My daughter, I think, has been honest with me so far...telling me what they've done, and how she thinks "semenal fluid" is gross...but her boyfriend is two years older, and I'm pretty sure he wants to do more. ugggg.
post #33 of 54
Thread Starter 

Thank You! Thank You! Thank You!

As for some of the comments above! Thank you for being here and I definatly agree with all of you! Of couse I am very aware that no amount of protection (esp BCP alone) can prevent her from having a baby besides NOT HAVING SEX IN THE FIRST PLACE! I did have a talk with my daughter and laid out all the "mature" consequnces that come with such a "mature" decision. I hope to sit both her and her boyfriend down together. But like one of the comments above said "shes going to do it with or without my consent" I cant protect her from everything so I will do my best to do my part. I am so glad I get to hear all the great feedback from different parents! It really brings a tear to my eye knowing that I have people I can talk with and truly recieve great advice without being judged!

ps-momalisa!
I felt the same way as you before my daughter came to me! When children are in a long term relationship (anything more than three months is a long time to them! haha) they start to think that "they will get married" and all different types of thoughts, I know i did at that age! I would maybe bring her to the gynecologists for routine check up and just ask if she needs BCP you will put her on it, that way maybe she will feel like your offering (but you dont want to encourage her either). It's a tough job being a mom huh! Just let her know that you love her and will not judge her on her decision at any point (thats the last thing they need in their lives)
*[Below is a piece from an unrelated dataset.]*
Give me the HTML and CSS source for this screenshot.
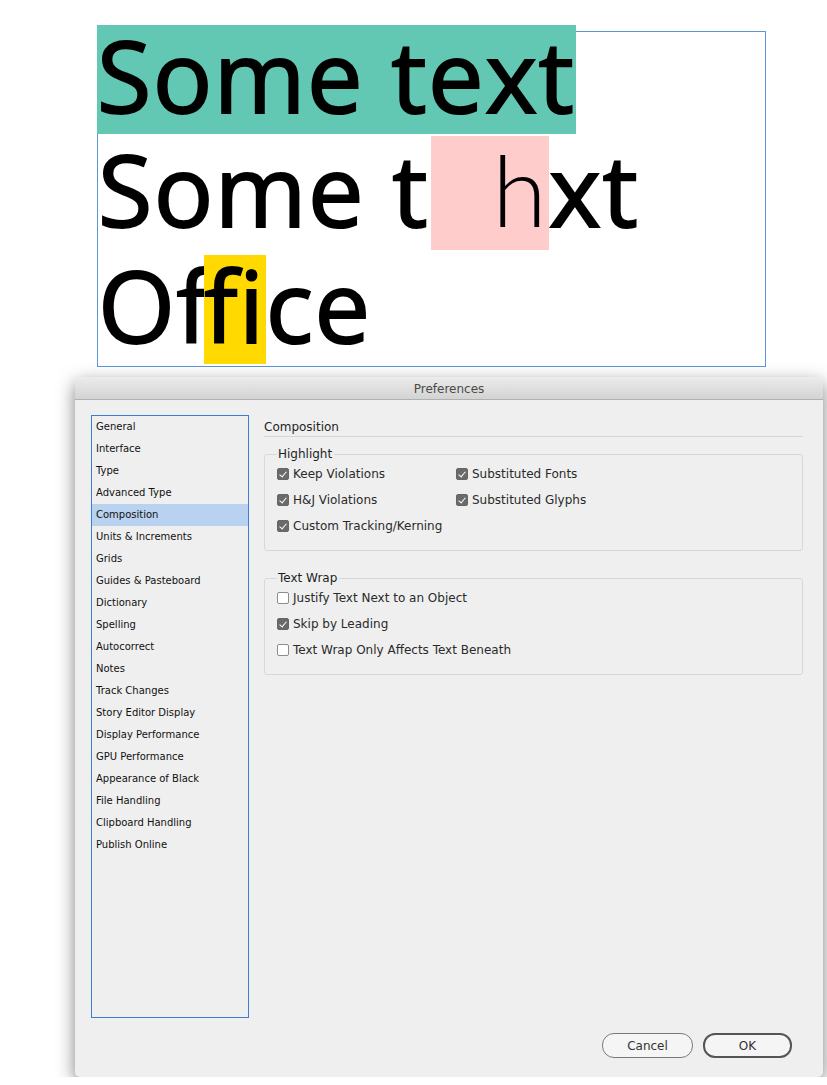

THANKS EVERYONE I LOVE YOU ALL!
post #34 of 54
I asked my gyno and the family doc about getting an exam for her, and they told me that she doesn't need to start having pelvics and so forth until she is either 18 or sexually active. Well, if she doesn't tell anyone she's active, how can I know to take her??? I thought that was kind of a dumb guideline, lol! I'm going to have a chat with her soon and just remind her about the consequences of having sex. My youngest daughter is 3, and she is very challenging at times, and my DD often says she never wants any kids because of the little one! We asked her earlier if she was going to wait till she got married and she said yes, and then I laughed, and then she got offended at my laughing at that. Regardless....we will be having another of those uncomfortable talks! I don't find them uncomfy....but the girls do!
post #35 of 54
Thread Starter 

Momalisa!

haha i know exactly what you mean! However, before i found out that my daughter was sexually active they told me between 15 and 16 to start coming not only do they want to check after your sexually active but with having a regular menstrual period they usually like to check to make sure everything is working properly. I would just take her for a check-up anyway (they can't tell you no haha). Yes, I would have one of those talks for sure but make sure its not to overbearing or too pushy in the direction of not to do it. I think it tends to scare them a little more into telling you because they know what decision you would like them to make haha (OF COURSE EVERY MOTHERS DREAM WOULD BE TO WAIT FOR HER TO BE MARRIED AM I RIGHT?! LOL). I trust my daughter as you trust yours and I'm sure your daughter is responsible enough to come to you when she is!

HUGS AND KISSES
let me know how it goes!
post #36 of 54
I think I will take her right around her 16th birthday...or a little sooner maybe. She has either a skin colored mole or wart right next to her nose and I want to get it removed for her. It's small, but it bugs her. She needs a checkup anyway.
She will probably have sex before she is out of high school if I have to guess. I don't want her to, but it's likely. I did at almost 16...but I only did it twice and thought it was really not so hot, and then waited to do it again until about 2 months after I graduated. It was much better that time, but I think I was more ready, and that particular boyfriend was more appropriate for me, anatomically speaking, LOL!!!!!
What I'm nervous about is: Prom night. It's in less than two months. All I can hope is, that her big fluffy dress is a huge deterrent in him getting anywhere near her nether-regions that night! OR better yet, her period is due right around that time!!! Isn't that terrible? I just worry that they'll get all caught up in the romance of the evening. She isn't going to be allowed to go to any of the after-prom parties, so hopefully that will reduce the chances. I may slide a condom in her purse anyway, I don't know.
post #37 of 54
Thread Starter 
girlfriend, i feel ya! But honestly, prom nights are so hot anymore. It's so cliche, kids these days go to parties and make other bad choices (like drink, smoke, etc.) NOT SAYING YOUR DAUGHTER WOULD PARTAKE IN SUCH EVENTS!!!! hahaah Don't be worried because you can't do anything. I came to a point where i realized I can't stop her from living her life and having "the highschool experience" all you can do is just ask questions, love her, and off your advice DO NOT PUSH IT. i found the more i pushed something the more they wanted to do it....go figure! Anyway, talk to her, set a curfew or if she's sleeping out have her call her from her girlfriends house phone haha just check in don't worry sweety i'm sure she's a great girl!
post #38 of 54
I'm surprised that no one has mentioned seeing a midwife instead of an OB/Gyn. I wish I had known about midwives when I was 16!

=================
Mama to DS 5/03 & DD 2/06 (HBAC!)
: ICAN "Birth is the epicenter of women’s power." ~Ani DiFranco
post #39 of 54
midwifery isn't legal in all states, unfortunately.

I looked and I cannot even find a midwife practicing in our area at all. I used one for our last two births in PA, but I had to go with an regular gyn once we moved south.
post #40 of 54
Like the other readers, I am very impressed with your relationship with your daughter. It gives me hope for mine!